Application of ZnO NPs, SiO2 NPs and Date Pollen Extract as Partial Substitutes to Nitrogen, Phosphorus, and Potassium Fertilizers for Sweet Basil Production

El-Sayed Mohamed El-Mahrouk; Ekramy Abdel Moatamed Atef; Mohamed Kadry Gabr; Mahmoud Ahmed Aly; Aleksandra Głowacka; Mohamed A A Ahmed

doi:10.3390/plants13020172

Application of ZnO NPs, SiO₂ NPs and Date Pollen Extract as Partial Substitutes to Nitrogen, Phosphorus, and Potassium Fertilizers for Sweet Basil Production

Plants (Basel). 2024 Jan 8;13(2):172. doi: 10.3390/plants13020172.

Authors

El-Sayed Mohamed El-Mahrouk¹, Ekramy Abdel Moatamed Atef², Mohamed Kadry Gabr³, Mahmoud Ahmed Aly³, Aleksandra Głowacka⁴, Mohamed A A Ahmed²

Affiliations

¹ Horticulture Department, Faculty of Agriculture, Kafr El-Sheikh University, Kafr El-Sheikh 33516, Egypt.
² Plant Production Department (Horticulture-Medicinal and Aromatic Plants), Faculty of Agriculture (Saba Basha), Alexandria University, Alexandria 21531, Egypt.
³ Plant Production Department, Faculty of Agriculture (Saba Basha), Alexandria University, Alexandria 21531, Egypt.
⁴ Department of Plant Cultivation Technology and Commodity Sciences, University of Life Sciences in Lublin, 13 Akademicka Street, 20-950 Lublin, Poland.

Abstract

The reduction in mineral fertilizer usage is crucial to the production of medicinal and aromatic products for safety and health purposes.

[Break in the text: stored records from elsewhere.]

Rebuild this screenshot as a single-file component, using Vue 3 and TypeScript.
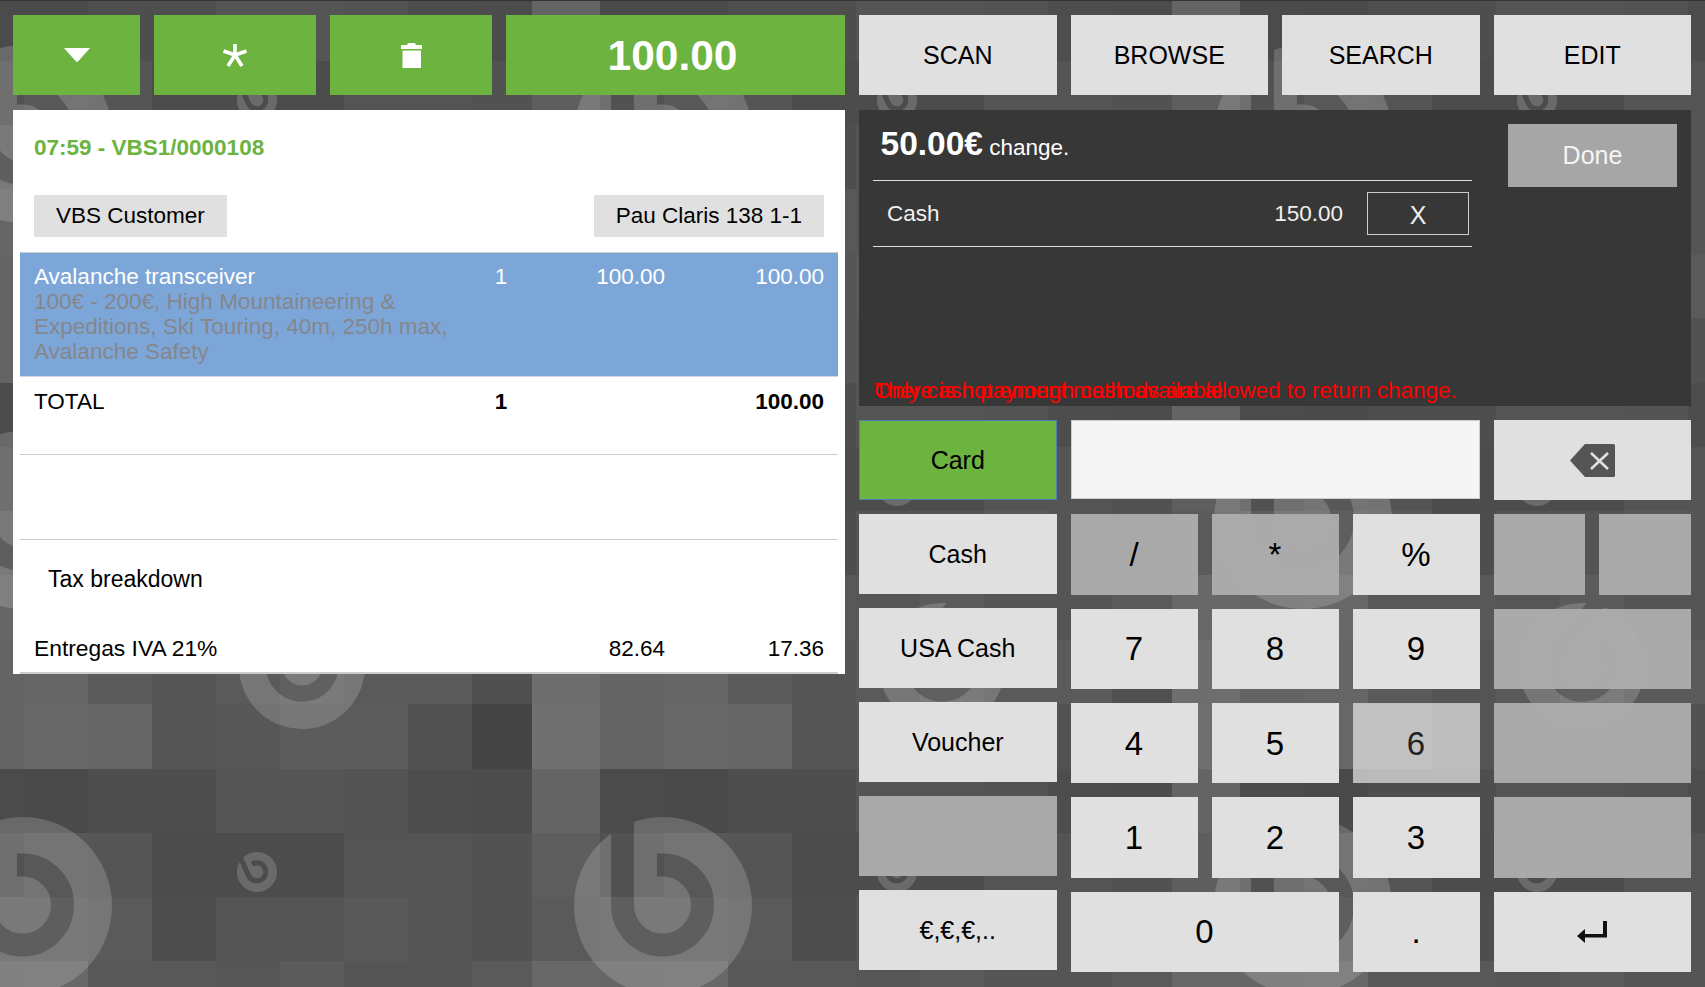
<script setup lang="ts">
import { computed } from 'vue'

// mosaic of the wallpaper: 10 x 6 cells, repeated every 640 x 386
const colEdges = [0, 64, 128, 192, 256, 320, 384, 448, 508, 576, 640]
const rowEdges = [0, 64, 129, 193, 257, 321, 386]
const greys = [
  ['#666', '#5a5a5a', '#555', '#5a5a5a', '#606060', '#5a5a5a', '#5a5a5a', '#505050', '#6e6e6e', '#646464'],
  ['#676767', '#666', '#555', '#575757', '#5c5c5c', '#5c5c5c', '#525252', '#444', '#707070', '#646464'],
  ['#4a4a4a', '#4e4e4e', '#4e4e4e', '#555', '#555', '#535353', '#4d4d4d', '#4c4c4c', '#646464', '#4b4b4b'],
  ['#585858', '#555', '#4c4c4c', '#4c4c4c', '#4c4c4c', '#545454', '#545454', '#525252', '#5e5e5e', '#525252'],
  ['#5e5e5e', '#5a5a5a', '#4e4e4e', '#545454', '#545454', '#595959', '#555', '#525252', '#5a5a5a', '#5e5e5e'],
  ['#686868', '#585858', '#585858', '#565656', '#5b5b5b', '#555', '#555', '#5a5a5a', '#686868', '#666'],
]

const cells = computed(() =>
  greys.flatMap((row, r) =>
    row.map((fill, c) => ({
      key: `${r}-${c}`,
      x: colEdges[c],
      y: rowEdges[r],
      w: colEdges[c + 1] - colEdges[c],
      h: rowEdges[r + 1] - rowEdges[r],
      fill,
    })),
  ),
)

const logos = [
  'translate(639 266)',
  'translate(-1 266)',
  'translate(233 232) scale(0.225) rotate(-25)',
  'translate(278 26) scale(0.708) rotate(40)',
  'translate(278 412) scale(0.708) rotate(40)',
]

const actions = ['SCAN', 'BROWSE', 'SEARCH', 'EDIT']
const methods = ['Cash', 'USA Cash', 'Voucher', '', '€,€,€,..']
</script>

<template>
  <div class="screen">
    <svg class="wallpaper" width="1705" height="987" aria-hidden="true">
      <defs>
        <mask id="logo-cut" maskUnits="userSpaceOnUse" x="-120" y="-120" width="240" height="240">
          <rect x="-120" y="-120" width="240" height="240" fill="#fff" />
          <path d="M-6 -41H-0.5A40 40 0 1 1 -40.5 -1V-115" fill="none" stroke="#000" stroke-width="23" />
        </mask>
        <g id="logo">
          <circle r="89" fill="#fff" fill-opacity="0.17" mask="url(#logo-cut)" />
        </g>
        <pattern id="tile" patternUnits="userSpaceOnUse" x="24" y="254" width="640" height="386">
          <rect
            v-for="cell in cells"
            :key="cell.key"
            :x="cell.x"
            :y="cell.y"
            :width="cell.w"
            :height="cell.h"
            :fill="cell.fill"
          />
          <use v-for="pos in logos" :key="pos" href="#logo" :transform="pos" />
        </pattern>
      </defs>
      <rect width="1705" height="987" fill="url(#tile)" />
    </svg>

    <section class="column">
      <div class="topbar topbar-order">
        <button class="tile green">
          <svg width="26" height="14" viewBox="0 0 26 14"><path d="M0 0H26L14 13.5Q13 14 12 13.5Z" fill="#fff" /></svg>
        </button>
        <button class="tile green">
          <svg width="26" height="25" viewBox="0 0 26 25">
            <g stroke="#fff" stroke-width="3.6" fill="none">
              <path d="M13 11V1" />
              <path d="M13 12L1.5 8" />
              <path d="M13 12L24.5 8" />
              <path d="M13 12L6 23" />
              <path d="M13 12L20 23" />
            </g>
          </svg>
        </button>
        <button class="tile green">
          <svg width="21" height="25" viewBox="0 0 21 25">
            <path d="M6 2Q6 0 8 0H13Q15 0 15 2H21V6H0V2ZM1.5 7.5H20V25H1.5Z" fill="#fff" />
          </svg>
        </button>
        <button class="tile green amount">100.00</button>
      </div>

      <div class="ticket">
        <div class="ticket-title">07:59 - VBS1/0000108</div>
        <div class="ticket-tags">
          <span class="tag">VBS Customer</span>
          <span class="tag">Pau Claris 138 1-1</span>
        </div>
        <div class="lines">
          <div class="cols line-item">
            <div>
              Avalanche transceiver
              <div class="line-desc">100€ - 200€, High Mountaineering &amp; Expeditions, Ski Touring, 40m, 250h max, Avalanche Safety</div>
            </div>
            <div class="qty">1</div>
            <div class="num">100.00</div>
            <div class="num">100.00</div>
          </div>
          <div class="cols line-total">
            <div>TOTAL</div>
            <div class="qty strong">1</div>
            <div class="num"></div>
            <div class="num strong">100.00</div>
          </div>
          <div class="line-blank"></div>
          <div class="tax-title">Tax breakdown</div>
          <div class="cols line-tax">
            <div class="tax-name">Entregas IVA 21%</div>
            <div class="qty"></div>
            <div class="num">82.64</div>
            <div class="num">17.36</div>
          </div>
        </div>
      </div>
    </section>

    <section class="column">
      <div class="topbar topbar-actions">
        <button v-for="action in actions" :key="action" class="tile key">{{ action }}</button>
      </div>

      <div class="payment">
        <div class="payment-main">
          <div class="change"><b>50.00€</b> change.</div>
          <div class="paid">
            <span class="paid-name">Cash</span>
            <span class="paid-amount">150.00</span>
            <button class="paid-remove">X</button>
          </div>
        </div>
        <button class="tile done">Done</button>
        <div class="warning">There is not enough cash available</div>
        <div class="warning">Only cash payment methods are allowed to return change.</div>
      </div>

      <div class="pad">
        <div class="methods">
          <button class="tile key card">Card</button>
          <button
            v-for="(method, i) in methods"
            :key="i"
            class="tile"
            :class="method ? 'key' : 'off'"
          >{{ method }}</button>
        </div>

        <div class="numpad">
          <div class="entry"></div>
          <button class="tile key wide">
            <svg width="45" height="33" viewBox="0 0 45 33">
              <path d="M15 0H43.5Q45 0 45 1.5V31.5Q45 33 43.5 33H15L0 16.5Z" fill="#555" />
              <path d="M21 9L38 25M38 9L21 25" stroke="#e0e0e0" stroke-width="2.6" fill="none" />
            </svg>
          </button>

          <button class="tile off digit">/</button>
          <button class="tile off digit">*</button>
          <button class="tile key digit">%</button>
          <button class="tile off"></button>
          <button class="tile off"></button>

          <button class="tile key digit">7</button>
          <button class="tile key digit">8</button>
          <button class="tile key digit">9</button>
          <button class="tile off wide"></button>

          <button class="tile key digit">4</button>
          <button class="tile key digit">5</button>
          <button class="tile key digit pressed">6</button>
          <button class="tile off wide"></button>

          <button class="tile key digit">1</button>
          <button class="tile key digit">2</button>
          <button class="tile key digit">3</button>
          <button class="tile off wide"></button>

          <button class="tile key digit zero">0</button>
          <button class="tile key digit">.</button>
          <button class="tile key wide">
            <svg width="30" height="22" viewBox="0 0 30 22">
              <path d="M0 15L8 8V13H26V0H30V16.5H8V22Z" fill="#111" />
            </svg>
          </button>
        </div>
      </div>
    </section>
  </div>
</template>

<style scoped>
.screen {
  position: relative;
  width: 1705px;
  height: 987px;
  overflow: hidden;
  box-sizing: border-box;
  display: flex;
  gap: 14px;
  padding: 14px 13px 0;
  border-top: 1px solid #333;
  font-family: "Liberation Sans", Arial, sans-serif;
  font-size: 22.5px;
  line-height: 25px;
  color: #000;
}

.wallpaper {
  position: absolute;
  left: 0;
  top: -1px;
}

.column {
  position: relative;
  width: 832px;
  flex: none;
}

.topbar {
  display: grid;
  gap: 14px;
  height: 80px;
  margin-bottom: 15px;
}

.topbar-order {
  grid-template-columns: 127px 162px 162px 1fr;
}

.topbar-actions {
  grid-template-columns: repeat(4, 1fr);
}

.tile {
  display: flex;
  align-items: center;
  justify-content: center;
  border: 0;
  padding: 0;
  margin: 0;
  font: inherit;
  font-size: 25px;
  color: #000;
}

.green {
  background: #6cb33f;
  color: #fff;
}

.amount {
  padding-right: 6px;
  font-size: 42.5px;
  font-weight: bold;
}

.key {
  background: #e0e0e0;
}

.off {
  background: rgba(172, 172, 172, 0.97);
}

.card {
  box-sizing: border-box;
  background: #6cb33f;
  border: 1px solid #4f7fb5;
}

/* order ticket */
.ticket {
  height: 564px;
  background: #fff;
  padding: 0 7px;
  box-sizing: border-box;
}

.ticket-title {
  height: 74px;
  padding-left: 14px;
  display: flex;
  align-items: center;
  color: #6cb33f;
  font-weight: bold;
}

.ticket-tags {
  display: flex;
  justify-content: space-between;
  padding: 11px 14px 15px;
}

.tag {
  height: 42px;
  line-height: 42px;
  padding: 0 22px;
  background: #e0e0e0;
}

.cols {
  display: grid;
  grid-template-columns: 436px 62px 133px 159px;
  padding: 0 14px;
}

.qty {
  text-align: center;
}

.num {
  text-align: right;
}

.strong {
  font-weight: bold;
}

.line-item {
  background: #7da6d8;
  border-top: 1px solid #ccc;
  border-bottom: 1px solid #ccd6e4;
  padding-top: 11px;
  padding-bottom: 12px;
  color: #fff;
}

.line-desc {
  color: #85868c;
}

.line-total {
  height: 78px;
  box-sizing: border-box;
  padding-top: 12px;
  border-bottom: 1px solid #ccc;
}

.line-blank {
  height: 85px;
  box-sizing: border-box;
  border-bottom: 1px solid #ccc;
}

.tax-title {
  height: 83px;
  box-sizing: border-box;
  padding: 27px 0 0 28px;
  font-size: 23px;
}

.line-tax {
  height: 51px;
  box-sizing: border-box;
  padding-top: 13px;
  border-bottom: 2px solid #ccc;
}

.tax-name {
  font-size: 22.8px;
}

/* payment summary */
.payment {
  position: relative;
  height: 296px;
  margin-bottom: 14px;
  display: flex;
  align-items: flex-start;
  background: #373737;
  color: #f0f0f0;
}

.payment-main {
  width: 599px;
  margin-left: 14px;
}

.change {
  height: 71px;
  box-sizing: border-box;
  padding: 14px 0 0 7.5px;
  border-bottom: 1px solid #ddd;
  font-size: 22.5px;
  line-height: 40px;
  color: #fff;
}

.change b {
  font-size: 33.5px;
}

.paid {
  height: 66px;
  box-sizing: border-box;
  display: flex;
  align-items: center;
  padding: 0 3px 0 14px;
  border-bottom: 1px solid #ddd;
}

.paid-name {
  flex: 1;
}

.paid-amount {
  margin-right: 24px;
}

.paid-remove {
  width: 102px;
  height: 43px;
  padding: 3px 0 0;
  background: transparent;
  border: 1px solid #ccc;
  font: inherit;
  font-size: 25px;
  color: #eee;
}

.done {
  width: 169px;
  height: 63px;
  margin: 14px 0 0 36px;
  background: #a6a6a6;
  color: #f4f4f4;
}

.warning {
  position: absolute;
  left: 15px;
  bottom: 3px;
  color: #f00;
}

/* keypad */
.pad {
  display: flex;
  gap: 14px;
}

.methods {
  width: 197.5px;
  flex: none;
  display: grid;
  grid-auto-rows: 80px;
  gap: 14px;
}

.numpad {
  flex: 1;
  height: 552px;
  display: grid;
  grid-template-columns: repeat(3, 1fr) 91.75px 91.75px;
  grid-template-rows: repeat(6, 1fr);
  gap: 14px;
}

.entry {
  grid-column: span 3;
  margin-bottom: 1px;
  box-sizing: border-box;
  background: #f5f5f5;
  border: 1px solid #ccc;
}

.wide {
  grid-column: span 2;
}

.zero {
  grid-column: span 2;
}

.digit {
  font-size: 33px;
}

.pressed {
  background: rgba(224, 224, 224, 0.75);
  color: #222;
}
</style>
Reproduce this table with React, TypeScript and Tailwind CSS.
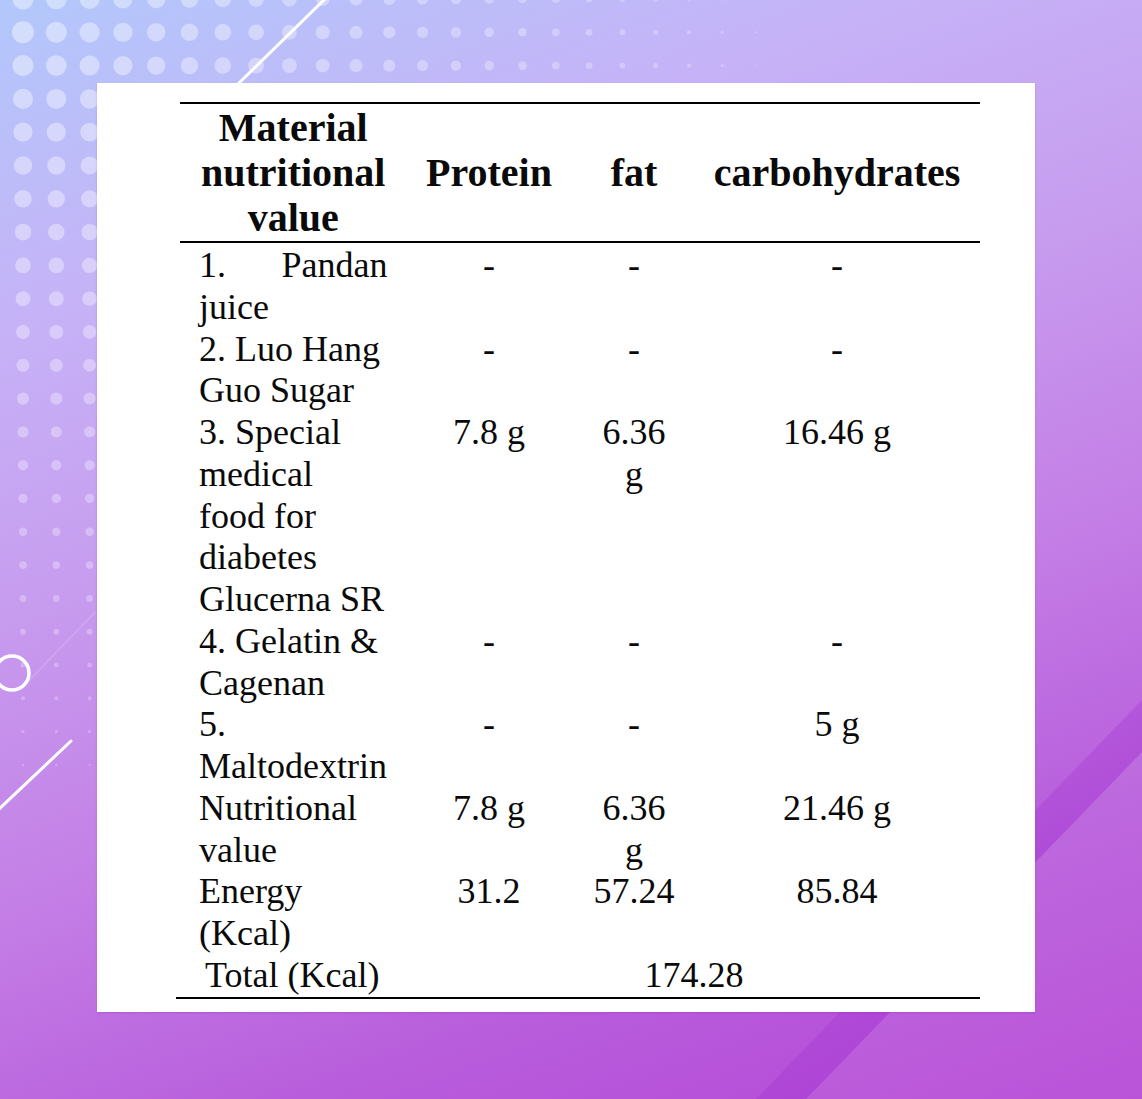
import React from 'react';

type Row = {
  label: string;
  protein: string;
  fat: string;
  carbs: string;
  justify?: boolean;
};

const rows: Row[] = [
  { label: '1. Pandan juice', protein: '-', fat: '-', carbs: '-', justify: true },
  { label: '2. Luo Hang Guo Sugar', protein: '-', fat: '-', carbs: '-' },
  { label: '3. Special medical food for diabetes Glucerna SR', protein: '7.8 g', fat: '6.36 g', carbs: '16.46 g' },
  { label: '4. Gelatin & Cagenan', protein: '-', fat: '-', carbs: '-' },
  { label: '5. Maltodextrin', protein: '-', fat: '-', carbs: '5 g' },
  { label: 'Nutritional value', protein: '7.8 g', fat: '6.36 g', carbs: '21.46 g' },
  { label: 'Energy (Kcal)', protein: '31.2', fat: '57.24', carbs: '85.84' },
];

const Backdrop: React.FC = () => {
  const dots: { x: number; y: number; r: number; o: number }[] = [];
  for (let i = 0; i < 30; i++) {
    for (let j = 0; j < 30; j++) {
      const x = 23 + i * 33.3;
      const y = -1 + j * 33.3;
      const d = Math.hypot(x - 23, y - 32);
      const r = 11 * (1 - d / 820);
      if (r < 0.8) continue;
      dots.push({ x, y, r, o: 0.22 + 0.2 * (r / 11) });
    }
  }

  return (
    <svg className="absolute inset-0 h-full w-full" viewBox="0 0 1142 1099" preserveAspectRatio="none">
      <defs>
        <linearGradient id="shade" x1="0" y1="0" x2="1" y2="1">
          <stop offset="0" stopColor="#a030d0" stopOpacity="0" />
          <stop offset="1" stopColor="#a030d0" stopOpacity="0.6" />
        </linearGradient>
      </defs>
      {dots.map((d, k) => (
        <circle key={k} cx={d.x} cy={d.y} r={d.r} fill="#ffffff" fillOpacity={d.o} />
      ))}
      <polygon points="1142,700 1142,752 806,1099 756,1099" fill="url(#shade)" />
      <polygon points="1142,752 1142,1099 806,1099" fill="#ffffff" fillOpacity="0.07" />
      <line x1="95" y1="612" x2="20" y2="690" stroke="#ffffff" strokeOpacity="0.12" strokeWidth="2" />
      <line x1="238" y1="84" x2="328" y2="-4" stroke="#ffffff" strokeWidth="3" strokeLinecap="round" />
      <line x1="-2" y1="810" x2="71" y2="741" stroke="#ffffff" strokeWidth="3" strokeLinecap="round" />
      <circle cx="12" cy="673" r="17" fill="none" stroke="#ffffff" strokeWidth="3.5" />
    </svg>
  );
};

const App: React.FC = () => {
  return (
    <div className="relative h-[1099px] w-full overflow-hidden bg-[linear-gradient(160deg,#b2c8fb_0%,#c6b2f7_22%,#c79def_40%,#c47fe6_60%,#b85ddc_80%,#b546d6_100%)] font-[family-name:Liberation_Serif,serif] text-[#0a0a0a]">
      <Backdrop />
      <div className="relative pt-[83px] pl-[97px]">
        <div className="h-[929px] w-[938px] bg-white pt-[19px] shadow-[0_1px_2px_rgba(120,40,160,0.25)]">
          <table className="ml-[83px] w-[800px] table-fixed border-collapse border-t-2 border-black">
            <colgroup>
              <col className="w-[228px]" />
              <col className="w-[162px]" />
              <col className="w-[128px]" />
              <col className="w-[282px]" />
            </colgroup>
            <thead>
              <tr className="h-[139px] border-b-2 border-black text-[40px] leading-[45px] font-bold">
                <th className="pl-[19px] pr-[20.5px] text-center align-middle">Material nutritional value</th>
                <th className="text-center align-middle">Protein</th>
                <th className="text-center align-middle">fat</th>
                <th className="pr-[4px] text-center align-middle">carbohydrates</th>
              </tr>
            </thead>
            <tbody className="text-[36px] leading-[41.75px]">
              {rows.map((row, i) => (
                <tr key={row.label} className={`align-top ${i === 0 ? '[&>td]:pt-[2px]' : ''}`}>
                  <td className={`pl-[19px] pr-[20.5px] ${row.justify ? 'text-justify' : 'text-left'}`}>{row.label}</td>
                  <td className="text-center">{row.protein}</td>
                  <td className="px-[22px] text-center">{row.fat}</td>
                  <td className="pr-[4px] text-center">{row.carbs}</td>
                </tr>
              ))}
              <tr className="align-top">
                <td className="pl-[25px] text-left whitespace-nowrap">Total (Kcal)</td>
                <td colSpan={3} className="text-center">174.28</td>
              </tr>
            </tbody>
          </table>
          <div className="ml-[79px] h-[2px] w-[804px] bg-black" />
        </div>
      </div>
    </div>
  );
};

export default App;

Presently, nanotechnology and the utilization of natural extracts have been extensively studied due to their significant contribution. Ocimum basilicum is commonly employed for various medicinal and aromatic applications. Therefore, randomized complete block design field experiments containing 10 treatments were conducted during the 2021 and 2022 seasons to investigate the effect of nanoparticles (NPs) of ZnO (1.5 and 2.0 g/L) and SiO₂ (100 and 150 mg/L) and date palm pollen extract (DPPE) at 10 and 20 g/L either alone or in combination with the ¾ or ½ NPK recommended dose (RD). The NPK RD was served as a control treatment on basil plant production in each season. The effectiveness of ZnO NPs, SiO₂ NPs, and DPPE for the decrease in NPK utilization was evaluated. Meanwhile, the most effective treatment for vegetative traits (except for plant height), essential oil %, and yield was ½ NPK RD + 20 g/L DPPE + 2.0 g/L ZnO NPs. Such a treatment increased the branch number/plant, main stem diameter, relevant chlorophyll content, fresh weight/plant, dry weight/plant, essential oil %, and essential oil yield/plant by 21.00 and 9.94%, 58.70 and 40.00%, 20.69 and 15.83%, 68.83 and 58.28%, 48.70 and 56.16%, 45.71 and 35.53%, and 113.22 and 110.32% over the control in the two seasons, respectively. For total phenol and antioxidant activity, the most effective treatments were the ¾ NPK +1.5 g/L ZnO NPs and ½ NPK +2.0 g/L ZnO NPs, respectively. Simultaneously, essential oil composition (with their compound numbers identified (11-29 for control and ¾ NPK RD + 1.5 g/L ZnO NPs)) and the percentage of total compounds, monoterpene hydrocarbons, sesquiterpene hydrocarbons, and oxygenated hydrocarbons were varied among the used applications. The major observed compounds (>8%) estragole, methyl eugenol, linalool, cineole, and caryophyllene were found in different treatments. Thus, the findings of this study indicate the favorable utilization of ZnO NPs, SiO₂ NPs, and DPPE in reducing the application of NPK, which may present a novel strategy and beneficial approach.

Keywords: SiO2 NPs; ZnO NPs; date pollen; fertilization; sweet basil plant.

Grants and funding

This research received no external funding.